Note that if a retailer chose to accept negative 20% margin on that same 25% of the sales of any particular publisher’s (selling at about 50% below the publisher’s listed retail price), they’d still be in compliance with the settlement’s mandate to not give away more margin on a publisher’s list than they earned. (This is a slightly dodgy comparison because much more than 25% of the Big Six lists would fall into the 25% of the total that Amazon previously deep-discounted.)

It would take that kind of discounting to be disruptive. I think it is important to remember that the smaller reason publishers were concerned about Amazon’s deep-discounting was the impact they had on shifting sales from print to digital. The larger reason was the fear that the discounting would give them such a huge market share that they’d be able to dictate terms. If the levels of discounting that occur don’t contribute significantly either to creating economic hardship for the other players or growing Amazon’s share, it won’t be of much concern to publishers.

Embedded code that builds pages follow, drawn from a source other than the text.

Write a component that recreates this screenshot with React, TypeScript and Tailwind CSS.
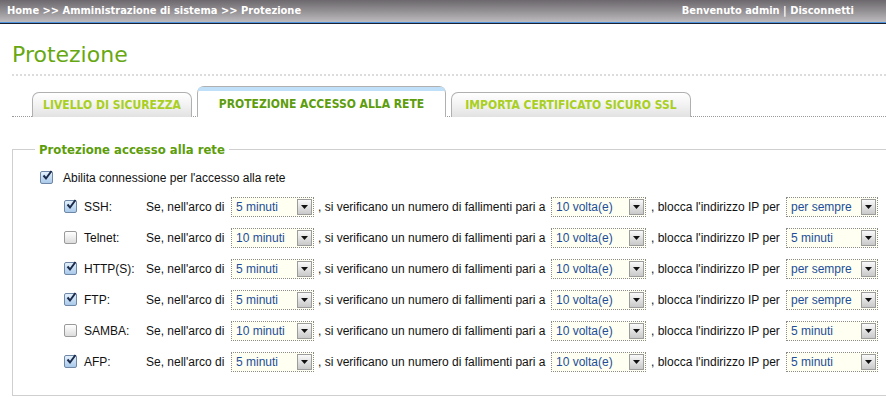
import React from 'react'

type Row = { name: string; on: boolean; arco: string; volte: string; blocca: string }

const rows: Row[] = [
  { name: 'SSH:', on: true, arco: '5 minuti', volte: '10 volta(e)', blocca: 'per sempre' },
  { name: 'Telnet:', on: false, arco: '10 minuti', volte: '10 volta(e)', blocca: '5 minuti' },
  { name: 'HTTP(S):', on: true, arco: '5 minuti', volte: '10 volta(e)', blocca: 'per sempre' },
  { name: 'FTP:', on: true, arco: '5 minuti', volte: '10 volta(e)', blocca: 'per sempre' },
  { name: 'SAMBA:', on: false, arco: '10 minuti', volte: '10 volta(e)', blocca: '5 minuti' },
  { name: 'AFP:', on: true, arco: '5 minuti', volte: '10 volta(e)', blocca: '5 minuti' },
]

function Check({ on }: { on: boolean }) {
  return (
    <span
      className={
        'relative flex h-[13px] w-[13px] shrink-0 items-center justify-center rounded-[2px] border ' +
        (on
          ? 'border-[#6f87a6] bg-gradient-to-b from-[#e4f0fb] to-[#a9c9ea]'
          : 'border-[#9a9a9a] bg-gradient-to-b from-[#ffffff] to-[#dcdcdc]')
      }
    >
      {on && (
        <svg width="11" height="11" viewBox="0 0 11 11" className="absolute -top-[2px] left-[1px]">
          <path d="M1.5 5.5 L4 8.5 L9.5 1" fill="none" stroke="#1b2b4b" strokeWidth="2" />
        </svg>
      )}
    </span>
  )
}

function Select({ value, w }: { value: string; w: string }) {
  return (
    <span className={'flex h-[20px] shrink-0 items-center border border-dotted border-[#8a8a8a] bg-[#fffff2] ' + w}>
      <span className="flex-1 pl-[4px] text-[12px] text-[#1d4e98]">{value}</span>
      <span className="mr-[1px] flex h-[16px] w-[15px] items-center justify-center border border-[#9c9c9c] bg-gradient-to-b from-[#fafafa] to-[#c9c9c9]">
        <svg width="7" height="4" viewBox="0 0 7 4">
          <path d="M0 0 H7 L3.5 4 Z" fill="#111" />
        </svg>
      </span>
    </span>
  )
}

export default function App() {
  return (
    <div className="h-[397px] w-[886px] overflow-hidden bg-white font-['Liberation_Sans',Arial,sans-serif]">
      <div className="flex h-[22px] items-center justify-between bg-gradient-to-b from-[#6c686d] to-[#bdbbbe] px-[7px] font-['DejaVu_Sans_Condensed','DejaVu_Sans',sans-serif] text-[11px] font-bold text-white">
        <span>Home &gt;&gt; Amministrazione di sistema &gt;&gt; Protezione</span>
        <span className="mr-[25px]">Benvenuto admin | Disconnetti</span>
      </div>
      <div className="h-[1px] bg-[#4f93dc]" />
      <div className="h-[1px] bg-[#1d2233]" />

      <div className="pl-[12px]">
        <h1 className="pt-[17px] font-['DejaVu_Sans',sans-serif] text-[22px] leading-[28px] text-[#67a812]">Protezione</h1>
        <div className="mt-[5px] border-t-2 border-dotted border-[#dcdcdc]" />

        <div className="mt-[10px] flex items-end gap-[5px] border-b border-dotted border-[#9a9a9a] pl-[20px] font-['DejaVu_Sans_Condensed','DejaVu_Sans',sans-serif] text-[12px] font-bold">
          <div className="-mb-[1px] flex h-[25px] w-[160px] items-center justify-center rounded-t-[7px] border border-b-0 border-[#b0b0b0] bg-gradient-to-b from-[#ffffff] via-[#f2f2f2] to-[#e2e2e2] text-[#a9cf22]">
            LIVELLO DI SICUREZZA
          </div>
          <div className="-mb-[1px] flex h-[31px] w-[249px] flex-col rounded-t-[7px] border border-b-0 border-[#b0b0b0] bg-white">
            <div className="h-[4px] rounded-t-[6px] bg-[#bfe0f8]" />
            <div className="flex flex-1 items-center justify-center text-[#5d9d0c]">PROTEZIONE ACCESSO ALLA RETE</div>
          </div>
          <div className="-mb-[1px] flex h-[25px] w-[240px] items-center justify-center rounded-t-[7px] border border-b-0 border-[#b0b0b0] bg-gradient-to-b from-[#ffffff] via-[#f2f2f2] to-[#e2e2e2] text-[#a9cf22]">
            IMPORTA CERTIFICATO SICURO SSL
          </div>
        </div>

        <fieldset className="mt-[23px] w-[900px] border border-[#cfcfcf] pb-[23px]">
          <legend className="ml-[22px] px-[4px] font-['DejaVu_Sans_Condensed','DejaVu_Sans',sans-serif] text-[13px] font-bold text-[#5d9d0c]">
            Protezione accesso alla rete
          </legend>
          <div className="mt-[9px] flex items-center gap-[10px] pl-[27px] text-[12px] text-[#111]">
            <Check on />
            <span>Abilita connessione per l&apos;accesso alla rete</span>
          </div>
          <div className="mt-[10px] flex flex-col gap-[11px] pl-[51px] text-[12px] text-[#111]">
            {rows.map((r) => (
              <div key={r.name} className="flex h-[20px] items-center">
                <Check on={r.on} />
                <span className="ml-[7px] w-[62px]">{r.name}</span>
                <span className="w-[85px]">Se, nell&apos;arco di</span>
                <Select value={r.arco} w="w-[83px]" />
                <span className="ml-[4px] w-[233px]">, si verificano un numero di fallimenti pari a</span>
                <Select value={r.volte} w="w-[95px]" />
                <span className="ml-[5px] w-[135px]">, blocca l&apos;indirizzo IP per</span>
                <Select value={r.blocca} w="w-[92px]" />
              </div>
            ))}
          </div>
        </fieldset>
      </div>
    </div>
  )
}
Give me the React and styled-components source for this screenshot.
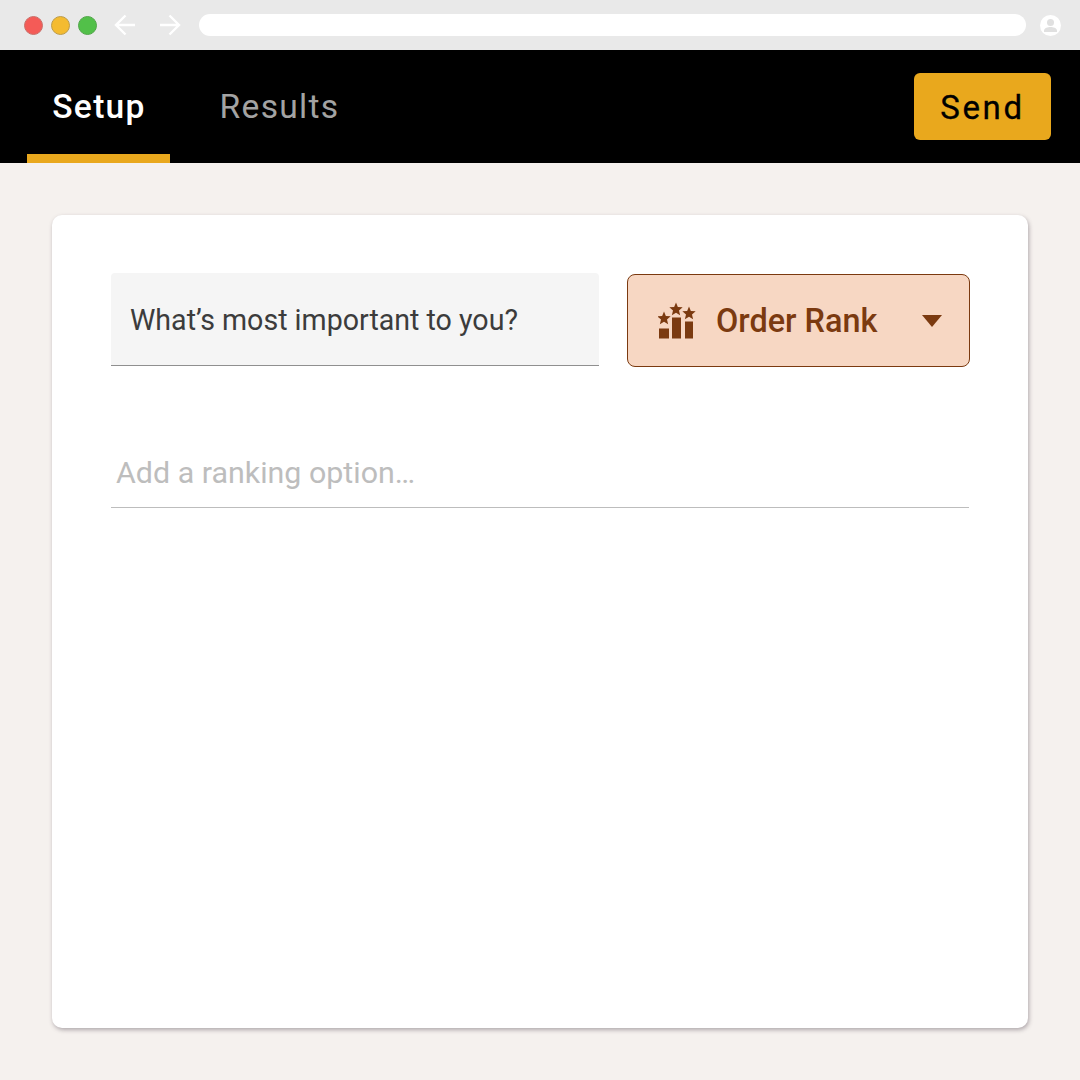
import React from 'react'
import styled, { createGlobalStyle } from 'styled-components'

const GlobalStyle = createGlobalStyle`
    html, body {
        margin: 0;
        padding: 0;
        background: #f5f1ee;
        font-family: Roboto, "Liberation Sans", sans-serif;
    }
`

const Page = styled.div`
    width: 1080px;
    height: 1080px;
    display: flex;
    flex-direction: column;
    overflow: hidden;
    background: #f5f1ee;
`

const BrowserBar = styled.div`
    height: 50px;
    display: flex;
    align-items: center;
    padding: 0 19px 0 24px;
    box-sizing: border-box;
    background: #e9e9e9;
`

const Dot = styled.span`
    width: 19px;
    height: 19px;
    margin-right: 8px;
    border-radius: 50%;
    box-sizing: border-box;
    background: ${({ $color }) => $color};
    border: 1px solid ${({ $edge }) => $edge};
`

const NavArrows = styled.div`
    display: flex;
    gap: 23px;
    margin: 0 18px 0 9px;
`

const UrlBar = styled.div`
    flex: 1;
    height: 22px;
    border-radius: 11px;
    background: #fff;
`

const Account = styled.svg`
    width: 21px;
    height: 21px;
    margin-left: 14px;
`

const Header = styled.header`
    height: 113px;
    display: flex;
    justify-content: space-between;
    align-items: center;
    padding: 0 29px 0 27px;
    box-sizing: border-box;
    background: #000;
`

const Tabs = styled.nav`
    height: 100%;
    display: flex;
    gap: 25px;
`

const Tab = styled.div`
    width: ${({ $width }) => $width}px;
    height: 100%;
    display: flex;
    justify-content: center;
    align-items: center;
    padding: 8px 0 0 1px;
    box-sizing: border-box;
    font-size: 33.6px;
    font-weight: ${({ $active }) => ($active ? 500 : 400)};
    letter-spacing: 1.3px;
    color: ${({ $active }) => ($active ? '#fff' : '#a3a3a3')};
    border-bottom: 9px solid ${({ $active }) => ($active ? '#e9a81d' : 'transparent')};
`

const SendButton = styled.button`
    width: 137px;
    height: 67px;
    padding: 2px 0 0;
    border: none;
    border-radius: 6px;
    background: #e9a81d;
    color: #000;
    font-family: inherit;
    font-size: 33px;
    font-weight: 400;
    letter-spacing: 2.6px;
    -webkit-text-stroke: 0.3px #000;
`

const Content = styled.main`
    flex: 1;
    padding: 52px 52px;
`

const Card = styled.section`
    height: 813px;
    padding: 58px 59px;
    box-sizing: border-box;
    border-radius: 10px;
    background: #fff;
    box-shadow: 1px 2px 4px rgba(90, 80, 90, 0.45);
`

const TopRow = styled.div`
    display: flex;
    gap: 28px;
`

const Question = styled.div`
    flex: none;
    width: 488px;
    height: 93px;
    display: flex;
    align-items: center;
    padding: 2px 0 0 19px;
    box-sizing: border-box;
    border-radius: 4px 4px 0 0;
    border-bottom: 1px solid #8f8f8f;
    background: #f5f5f5;
    color: #3c3c3c;
    font-size: 28.6px;
`

const TypeSelect = styled.div`
    flex: none;
    width: 343px;
    height: 93px;
    margin-top: 1px;
    display: flex;
    align-items: center;
    padding: 0 27px 0 30px;
    box-sizing: border-box;
    border: 1px solid #7b3a10;
    border-radius: 8px;
    background: #f7d7c3;
    color: #7b3a10;
    font-size: 32.4px;
    font-weight: 500;
`

const RankIcon = styled.svg`
    width: 38px;
    height: 38px;
    margin-right: 20px;
    fill: #7b3a10;
`

const TypeLabel = styled.span`
    flex: 1;
`

const Caret = styled.span`
    width: 0;
    height: 0;
    border-left: 10px solid transparent;
    border-right: 10px solid transparent;
    border-top: 12px solid #7b3a10;
`

const OptionInput = styled.div`
    height: 70px;
    margin-top: 71px;
    display: flex;
    align-items: center;
    padding-left: 5px;
    box-sizing: border-box;
    border-bottom: 1px solid #bdbdbd;
    color: #bdbdbd;
    font-size: 30.4px;
`

const Arrow = ({ flip }) => (
    <svg width="22" height="22" viewBox="0 0 22 22" fill="none" stroke="#fff" strokeWidth="2.4" style={flip ? { transform: 'scaleX(-1)' } : undefined}>
        <path d="M21 11H2M11.500 1.500L2 11l9.500 9.500" />
    </svg>
)

const star = (cx, cy, r) => {
    const pts = []
    for (let i = 0; i < 10; i++) {
        const rad = i % 2 ? r * 0.45 : r
        const a = (Math.PI / 5) * i - Math.PI / 2
        pts.push(`${(cx + rad * Math.cos(a)).toFixed(2)},${(cy + rad * Math.sin(a)).toFixed(2)}`)
    }
    return pts.join(' ')
}

const App = () => (
    <>
        <GlobalStyle />
        <Page>
            <BrowserBar>
                <Dot $color="#f45b57" $edge="#c9706a" />
                <Dot $color="#f4bb30" $edge="#bd9c4a" />
                <Dot $color="#52c049" $edge="#52a64a" />
                <NavArrows>
                    <Arrow />
                    <Arrow flip />
                </NavArrows>
                <UrlBar />
                <Account viewBox="0 0 21 21">
                    <circle cx="10.500" cy="10.500" r="10.500" fill="#fff" />
                    <circle cx="10.500" cy="7.500" r="3.500" fill="#e0e0e0" />
                    <path d="M4 15.500c0-2.500 4-3.500 6.500-3.500s6.500 1 6.500 3.500V17H4z" fill="#e0e0e0" />
                </Account>
            </BrowserBar>
            <Header>
                <Tabs>
                    <Tab $active $width={143}>Setup</Tab>
                    <Tab $width={168}>Results</Tab>
                </Tabs>
                <SendButton>Send</SendButton>
            </Header>
            <Content>
                <Card>
                    <TopRow>
                        <Question>What’s most important to you?</Question>
                        <TypeSelect>
                            <RankIcon viewBox="0 0 38 38">
                                <polygon points={star(6, 16.5, 7)} />
                                <polygon points={star(18, 7.5, 7)} />
                                <polygon points={star(31, 11.5, 7)} />
                                <rect x="1" y="26.500" width="10" height="10" />
                                <rect x="14" y="15.500" width="9" height="21" />
                                <rect x="27" y="19.500" width="8" height="17" />
                            </RankIcon>
                            <TypeLabel>Order Rank</TypeLabel>
                            <Caret />
                        </TypeSelect>
                    </TopRow>
                    <OptionInput>Add a ranking option…</OptionInput>
                </Card>
            </Content>
        </Page>
    </>
)

export default App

7. Every publisher except the remaining pure agency players are actually counting on the stores to discount their ebooks. The wholesale-priced ones were always set at levels that would look ridiculous to most consumers and now the agency lite players are similarly relying on the retailers making a margin sacrifice to keep their pricing competitive.

I still don’t think it will stay this way. I will admit in advance that I will be utterly amazed if Amazon lets Apple, or anybody else, steal their spot as the perceived low-cost provider. But in the earliest moments of this new ebook era we’re not seeing the discounting that I expected. And we’re not getting the result that was presumably what the DoJ sought: lower prices for consumers.